The result will be a more divided GAA structure at county level. Players from many counties will be even less willing to commit as they will rightly see that the dice are loaded even more against them. When a team like Tipperary gets to the last eight some year everyone at official level sings and dances, claiming that this shows how the meek can inherit the earth. It is all smoke and mirrors. The poor will remain downtrodden.

What has this to do with managers? Well, everything actually. If the system is absolutely unfair then the modern player who may love playing for his county might also do a bit of thinking and decide the balance between effort, enjoyment, reward and time spent is completely skewed the wrong way. When I see decent men like Eamonn Burns in Down and Damian Barton in Derry who have given so much to the game as players being hung out to dry as managers then I think there is something seriously wrong in the game. And there will be others before the League finishes.

I watched Derry play Meath in Navan last Sunday. It was the worst Derry team I have ever seen, but I would place no blame on players or management. The players showed up and the management are doing their best no matter what mistakes are being made, or were made in the past. Most managers of 25 other teams are not far off these positions.
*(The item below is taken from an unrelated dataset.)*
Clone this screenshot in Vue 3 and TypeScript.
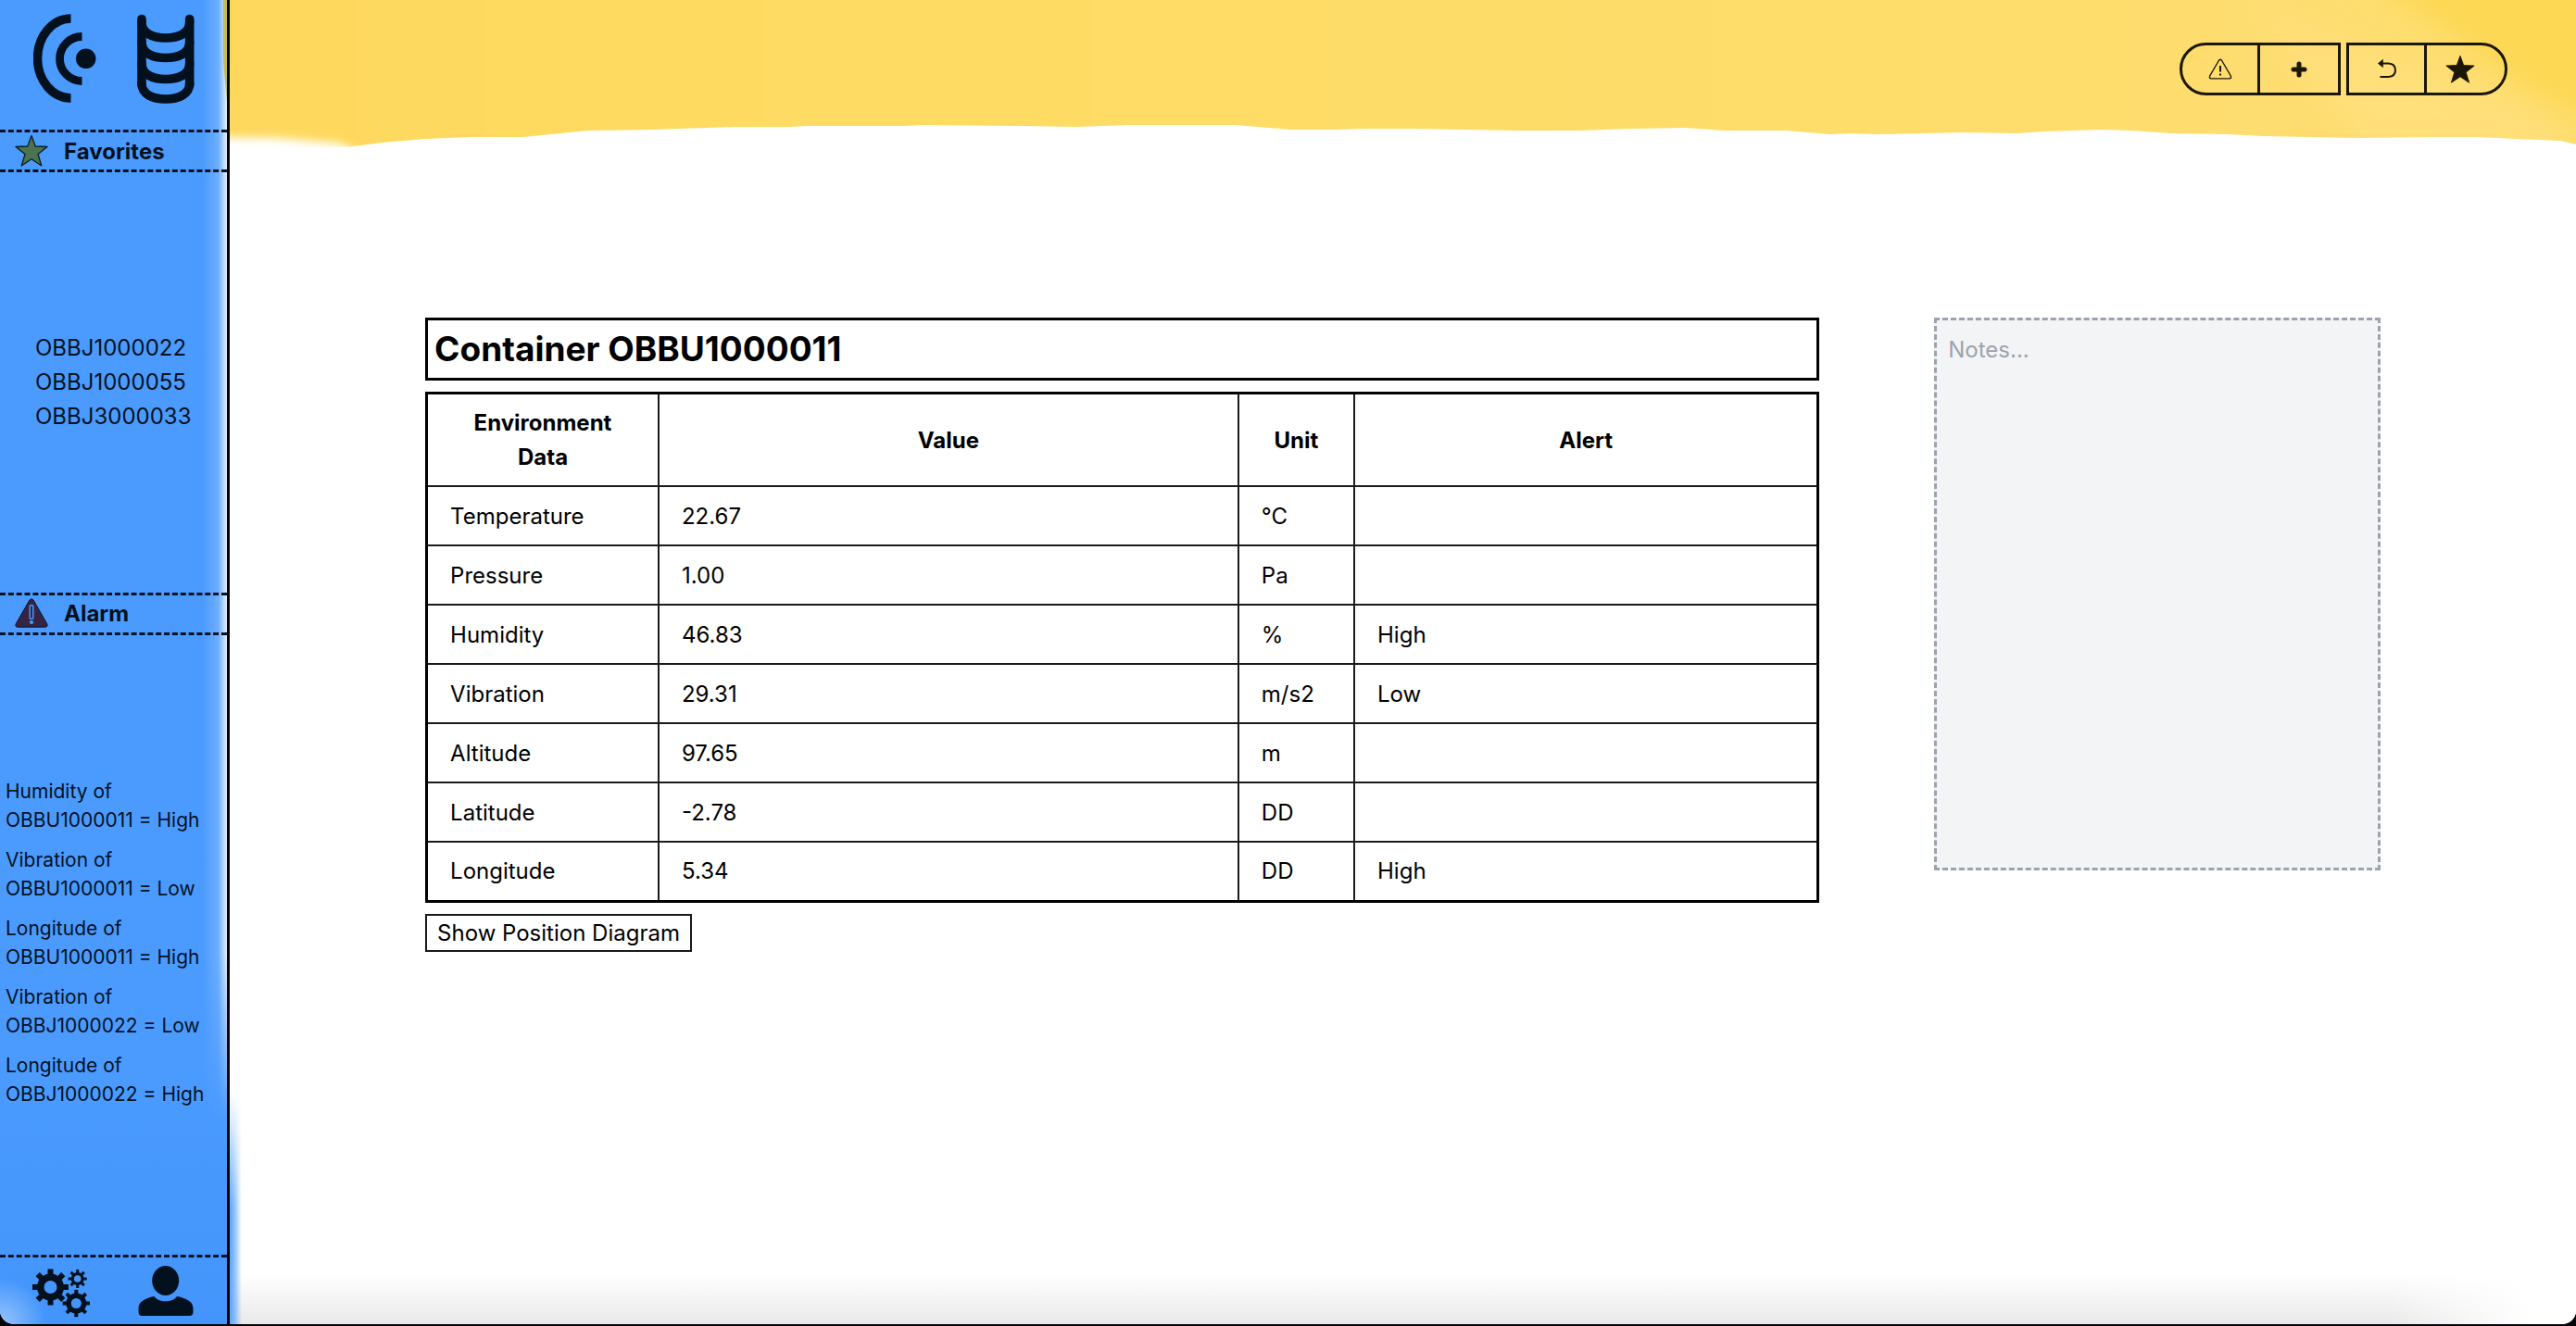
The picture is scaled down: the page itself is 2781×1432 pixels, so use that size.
<script setup lang="ts">
import { ref } from 'vue'

interface Reading {
  name: string
  value: string
  unit: string
  alert: string
}

interface Gear {
  cx: number
  cy: number
  body: number
  outer: number
  hole: number
  tooth: number
}

const containerId = 'OBBU1000011'
const notes = ref('')

const favorites: string[] = ['OBBJ1000022', 'OBBJ1000055', 'OBBJ3000033']

const alarms: { metric: string; id: string; level: string }[] = [
  { metric: 'Humidity', id: 'OBBU1000011', level: 'High' },
  { metric: 'Vibration', id: 'OBBU1000011', level: 'Low' },
  { metric: 'Longitude', id: 'OBBU1000011', level: 'High' },
  { metric: 'Vibration', id: 'OBBJ1000022', level: 'Low' },
  { metric: 'Longitude', id: 'OBBJ1000022', level: 'High' },
]

const readings: Reading[] = [
  { name: 'Temperature', value: '22.67', unit: '°C', alert: '' },
  { name: 'Pressure', value: '1.00', unit: 'Pa', alert: '' },
  { name: 'Humidity', value: '46.83', unit: '%', alert: 'High' },
  { name: 'Vibration', value: '29.31', unit: 'm/s2', alert: 'Low' },
  { name: 'Altitude', value: '97.65', unit: 'm', alert: '' },
  { name: 'Latitude', value: '-2.78', unit: 'DD', alert: '' },
  { name: 'Longitude', value: '5.34', unit: 'DD', alert: 'High' },
]

const gears: Gear[] = [
  { cx: 19.5, cy: 23, body: 14.5, outer: 19.5, hole: 7, tooth: 6 },
  { cx: 48.7, cy: 14, body: 7, outer: 10, hole: 3.8, tooth: 3 },
  { cx: 47.3, cy: 40.5, body: 11, outer: 14.7, hole: 5.5, tooth: 4 },
]

const teeth = [0, 45, 90, 135]
const barrelLevels = [29, 50.5, 73.5, 95]
</script>

<template>
  <div class="app">
    <aside class="sidebar">
      <nav class="nav-top">
        <button class="icon-btn" aria-label="Sensors">
          <svg width="68" height="102" viewBox="0 0 68 102" fill="none" stroke="currentColor">
            <path d="M40.5 8 A36 43 0 0 0 40.5 94" stroke-width="9.5" />
            <path d="M52.5 27.5 A24 24 0 0 0 52.5 75.5" stroke-width="8.8" />
            <circle cx="56.7" cy="51.3" r="10.8" fill="currentColor" stroke="none" />
          </svg>
        </button>
        <button class="icon-btn" aria-label="Containers">
          <svg width="62" height="102" viewBox="0 0 62 102" fill="none" stroke="currentColor" stroke-width="9.6" stroke-linecap="round">
            <path d="M5 8.5 V80 M56.7 8.5 V80" />
            <path
              v-for="y in barrelLevels"
              :key="y"
              :d="`M5 ${y - 17} C5 ${y - 5} 17 ${y} 30.8 ${y} S56.7 ${y - 5} 56.7 ${y - 17}`"
            />
          </svg>
        </button>
      </nav>

      <h2 class="band">
        <svg width="36" height="36" viewBox="0 0 36 36">
          <path
            d="M18 1.5 L22.2 13 L35 13.5 L25 21.5 L28.8 34 L18 26.8 L7.2 34 L11 21.5 L1 13.5 L13.8 13 Z"
            fill="#4c7350" stroke="#0b1c22" stroke-width="1.3" stroke-linejoin="round"
          />
        </svg>
        Favorites
      </h2>
      <div class="list-area favorites">
        <ul>
          <li v-for="id in favorites" :key="id">{{ id }}</li>
        </ul>
      </div>

      <h2 class="band">
        <svg width="36" height="36" viewBox="0 0 36 36">
          <path
            d="M15.8 3.2 Q18 .2 20.2 3.2 L34.8 28.8 Q36 32 32.8 32.2 H3.2 Q0 32 1.2 28.8 Z"
            fill="#352444" stroke="#0b1626" stroke-width="1"
          />
          <rect x="16.2" y="8.8" width="3.6" height="14.5" rx="1" fill="#352444" stroke="#4c9dff" stroke-width="1.4" />
          <circle cx="18" cy="27" r="2.1" fill="#4c9dff" />
        </svg>
        Alarm
      </h2>
      <div class="list-area alarms">
        <ul>
          <li v-for="(a, i) in alarms" :key="i">
            {{ a.metric }} of<br />{{ a.id }} = {{ a.level }}
          </li>
        </ul>
      </div>

      <nav class="nav-bottom">
        <button class="icon-btn" aria-label="Settings">
          <svg width="62" height="56" viewBox="0 0 62 56">
            <defs>
              <mask id="gear-holes">
                <rect width="62" height="56" fill="#fff" />
                <circle v-for="g in gears" :key="g.cx" :cx="g.cx" :cy="g.cy" :r="g.hole" fill="#000" />
              </mask>
            </defs>
            <g mask="url(#gear-holes)" fill="currentColor">
              <template v-for="g in gears" :key="g.cx">
                <circle :cx="g.cx" :cy="g.cy" :r="g.body" />
                <rect
                  v-for="t in teeth"
                  :key="t"
                  :x="g.cx - g.tooth / 2"
                  :y="g.cy - g.outer"
                  :width="g.tooth"
                  :height="g.outer * 2"
                  :transform="`rotate(${t} ${g.cx} ${g.cy})`"
                />
              </template>
            </g>
          </svg>
        </button>
        <button class="icon-btn" aria-label="Account">
          <svg width="60" height="56" viewBox="0 0 60 56" fill="currentColor">
            <ellipse cx="29.7" cy="16" rx="14.5" ry="16" />
            <path d="M17.5 33 C22 40 37.5 40 42 33 C53 35 59.5 39 59.5 46 V50 Q59.5 54 55.5 54 H4.5 Q.5 54 .5 50 V46 C.5 39 7 35 17.5 33 Z" />
          </svg>
        </button>
      </nav>
    </aside>

    <div class="page">
      <header class="topbar">
        <svg class="paint" viewBox="0 0 2533 160" preserveAspectRatio="none" aria-hidden="true">
          <defs>
            <linearGradient id="wash">
              <stop offset="0" stop-color="#fed85c" />
              <stop offset=".3" stop-color="#fedb63" />
              <stop offset=".7" stop-color="#fedd6b" />
              <stop offset="1" stop-color="#fede72" />
            </linearGradient>
            <filter id="soft" x="-10%" y="-50%" width="120%" height="200%">
              <feGaussianBlur stdDeviation="5" />
            </filter>
            <filter id="softer" x="-20%" y="-50%" width="140%" height="200%">
              <feGaussianBlur stdDeviation="14" />
            </filter>
            <clipPath id="edge">
              <path
                d="M0 0 H2533 V156 L2516 152 L2426 148 L2374 148 L2299 149 L2195 147 L2157 145 L2096 144 L2053 141 L2020 140 L1959 142 L1930 144 L1874 143 L1779 145 L1751 144 L1727 145 L1680 141 L1614 141 L1571 138 L1510 139 L1458 141 L1392 141 L1279 139 L1222 139 L1194 140 L1146 140 L1086 135 L971 135 L914 137 L857 136 L749 135 L726 136 L623 136 L604 137 L547 137 L482 139 L455 140 L386 141 L317 148 L263 148 L210 150 L164 154 L134 158 L100 160 H0 Z"
              />
            </clipPath>
          </defs>
          <g clip-path="url(#edge)">
            <path d="M-10 -20 H2560 V190 H180 L120 155 L50 149 L-10 148 Z" fill="url(#wash)" filter="url(#soft)" />
            <path d="M2300 -30 H2600 V150 L2500 110 Z" fill="#fdd855" filter="url(#softer)" />
            <path d="M2180 0 L2480 120 L2520 160 H2300 Z" fill="#ffe184" opacity=".5" filter="url(#softer)" />
          </g>
        </svg>
        <div class="toolbar">
          <div class="group group-left">
            <button aria-label="Alerts">
              <svg width="26" height="26" viewBox="0 0 26 26" fill="none" stroke="currentColor" stroke-width="1.4">
                <path d="M11.3 3.5 Q13 1 14.7 3.5 L24.3 20 Q25.3 22.8 22.8 22.9 H3.2 Q.7 22.8 1.7 20 Z" />
                <path d="M13 9 V15.5 M13 17.5 V19.5" stroke-width="2" />
              </svg>
            </button>
            <button aria-label="Add">
              <svg width="26" height="26" viewBox="0 0 26 26" stroke="currentColor" stroke-width="5" stroke-linecap="round">
                <path d="M13 7 V19 M7 13 H19" />
              </svg>
            </button>
          </div>
          <div class="group group-right">
            <button aria-label="Back">
              <svg width="26" height="26" viewBox="0 0 26 26" fill="none" stroke="currentColor" stroke-width="2">
                <path d="M8 6.500 H14.500 Q22 7 22 13.700 T14.500 21 H5.500" />
                <path d="M3 6.500 L8.800 1.700 V11.300 Z" fill="currentColor" stroke="none" />
              </svg>
            </button>
            <button aria-label="Favorite">
              <svg width="32" height="32" viewBox="0 0 36 36" fill="currentColor" stroke="currentColor" stroke-linejoin="round">
                <path d="M18 1.5 L22.2 13 L35 13.5 L25 21.5 L28.8 34 L18 26.8 L7.2 34 L11 21.5 L1 13.5 L13.8 13 Z" />
              </svg>
            </button>
          </div>
        </div>
      </header>

      <main class="content">
        <section class="details">
          <h1>Container {{ containerId }}</h1>
          <table>
            <colgroup>
              <col class="c-name" />
              <col class="c-value" />
              <col class="c-unit" />
              <col class="c-alert" />
            </colgroup>
            <thead>
              <tr>
                <th scope="col">Environment Data</th>
                <th scope="col">Value</th>
                <th scope="col">Unit</th>
                <th scope="col">Alert</th>
              </tr>
            </thead>
            <tbody>
              <tr v-for="r in readings" :key="r.name">
                <td>{{ r.name }}</td>
                <td>{{ r.value }}</td>
                <td>{{ r.unit }}</td>
                <td>{{ r.alert }}</td>
              </tr>
            </tbody>
          </table>
          <button class="diagram-btn">Show Position Diagram</button>
        </section>
        <textarea v-model="notes" class="notes" placeholder="Notes..." aria-label="Notes"></textarea>
      </main>
    </div>
  </div>
</template>

<style>
body {
  margin: 0;
  background: #05070a;
}
</style>

<style scoped>
* {
  box-sizing: border-box;
}

.app {
  display: flex;
  min-height: calc(100vh - 2px);
  margin-bottom: 2px;
  overflow: hidden;
  border-radius: 0 0 15px 15px;
  background: #fff;
  color: #000;
  font-family: Inter, "Liberation Sans", sans-serif;
  font-size: 24px;
  line-height: 37px;
}

button {
  padding: 0;
  border: 0;
  background: none;
  color: inherit;
  font: inherit;
  cursor: pointer;
}

svg {
  display: block;
  flex: none;
}

h1,
h2,
ul {
  margin: 0;
  padding: 0;
}

ul {
  list-style: none;
}

/* Sidebar */
.sidebar {
  position: relative;
  z-index: 1;
  display: flex;
  flex: none;
  flex-direction: column;
  width: 248px;
  border-right: 3px solid #000;
  background:
    radial-gradient(circle at 0 100%, rgba(255, 255, 255, 0.45), transparent 50px),
    linear-gradient(#4b9bff 80%, #4395fb);
  color: #03111f;
}

/* Worn paint along the right edge */
.sidebar::before {
  content: "";
  position: absolute;
  z-index: -1;
  inset: 0 0 220px auto;
  width: 26px;
  background: linear-gradient(to right, transparent, rgba(255, 255, 255, 0.2) 65%, rgba(255, 255, 255, 0.85));
  mask-image: linear-gradient(#000 85%, transparent);
}

.sidebar::after {
  content: "";
  position: absolute;
  top: 0;
  right: 0;
  width: 4px;
  height: 110px;
  background: #c5bd55;
  clip-path: polygon(0 0, 100% 0, 100% 100%, 0 60%);
}

.nav-top {
  display: flex;
  gap: 44px;
  padding: 12px 36px 26px;
}

.band {
  display: flex;
  align-items: center;
  gap: 17px;
  height: 46px;
  padding-left: 16px;
  border-top: 3px dashed #03111f;
  border-bottom: 3px dashed #03111f;
  font-size: 24px;
  font-weight: 700;
}

.list-area {
  display: flex;
  flex-direction: column;
  justify-content: center;
}

.favorites {
  flex: 15 0 0;
  padding-left: 38px;
}

.alarms {
  flex: 22 0 0;
  padding: 0 0 4px 6px;
  font-size: 21px;
  line-height: 31px;
}

.alarms ul {
  display: grid;
  gap: 12px;
}

.nav-bottom {
  display: flex;
  gap: 52px;
  padding: 9px 35px 7px;
  border-top: 3px dashed #03111f;
}

/* Top bar */
.page {
  position: relative;
  display: flex;
  flex: 1;
  flex-direction: column;
  min-width: 0;
  background:
    linear-gradient(to right, transparent 92%, #fff 98%) bottom / 100% 60px no-repeat,
    linear-gradient(transparent, #e9e9e9) bottom / 100% 54px no-repeat;
}

.page::before {
  content: "";
  position: absolute;
  bottom: 0;
  left: 0;
  width: 13px;
  height: 250px;
  background: linear-gradient(to right, #5ba5ff, rgba(91, 165, 255, 0.7) 40%, transparent);
  mask-image: linear-gradient(transparent, #000 50%);
}

.topbar {
  position: relative;
  display: flex;
  justify-content: flex-end;
  padding: 46px 74px 57px;
}

.paint {
  position: absolute;
  inset: 0;
  width: 100%;
  height: 100%;
}

.toolbar {
  position: relative;
  display: flex;
  gap: 6px;
  color: #1c1705;
}

.group {
  display: flex;
  width: 174px;
  height: 57px;
  border: 3px solid #1c1705;
}

.group-left {
  border-radius: 29px 0 0 29px;
}

.group-right {
  border-radius: 0 29px 29px 0;
}

.group button {
  display: grid;
  flex: 0 0 81px;
  place-items: center;
}

.group button + button {
  flex: 1;
  border-left: 3px solid #1c1705;
}

/* The rounded end pulls its glyph towards the divider */
.group-right button:last-child {
  padding-right: 13px;
}

/* Main content */
.content {
  display: grid;
  grid-template-columns: 25fr 8fr;
  gap: 124px;
  align-items: start;
  padding: 183px calc(100% / 12) 60px;
}

.details {
  display: flex;
  flex-direction: column;
  align-items: flex-start;
  gap: 12px;
}

h1 {
  width: 100%;
  padding: 9px 7px;
  border: 3px solid #000;
  font-size: 37px;
  font-weight: 700;
  line-height: 44px;
}

table {
  width: 100%;
  table-layout: fixed;
  border: 3px solid #000;
  border-collapse: collapse;
}

.c-name {
  width: 16.667%;
}

.c-value {
  width: 41.667%;
}

.c-unit {
  width: 8.333%;
}

.c-alert {
  width: 33.333%;
}

th,
td {
  height: 64px;
  padding: 12px 24px;
  border: 2px solid #1a1a1a;
  text-align: left;
}

th {
  font-weight: 700;
  text-align: center;
}

.diagram-btn {
  height: 41px;
  padding: 0 11px;
  border: 2px solid #1a1a1a;
}

.notes {
  width: 100%;
  height: 597px;
  padding: 13px 12px;
  border: 3px dashed #9ca3af;
  border-radius: 0;
  outline: none;
  background: #f3f4f6;
  color: #000;
  font: inherit;
  resize: none;
}

.notes::placeholder {
  color: #9ca3af;
  opacity: 1;
}
</style>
They are caught between the unrealistic expectations of many supporters and county board and are dealing with players who do not have the blind loyalty of the past, which is no bad thing in itself. Managers and players need help in the form of a new and fair championship structure. Don't hold your breath.

In the meantime, managers will take the flak. Players will get sour because they can't beat Dublin or Kerry, a disaffected rump may easily stir up trouble and the fall guy is the manager who, in the vast majority of cases, is getting nothing for it. Go figure the justice in all that.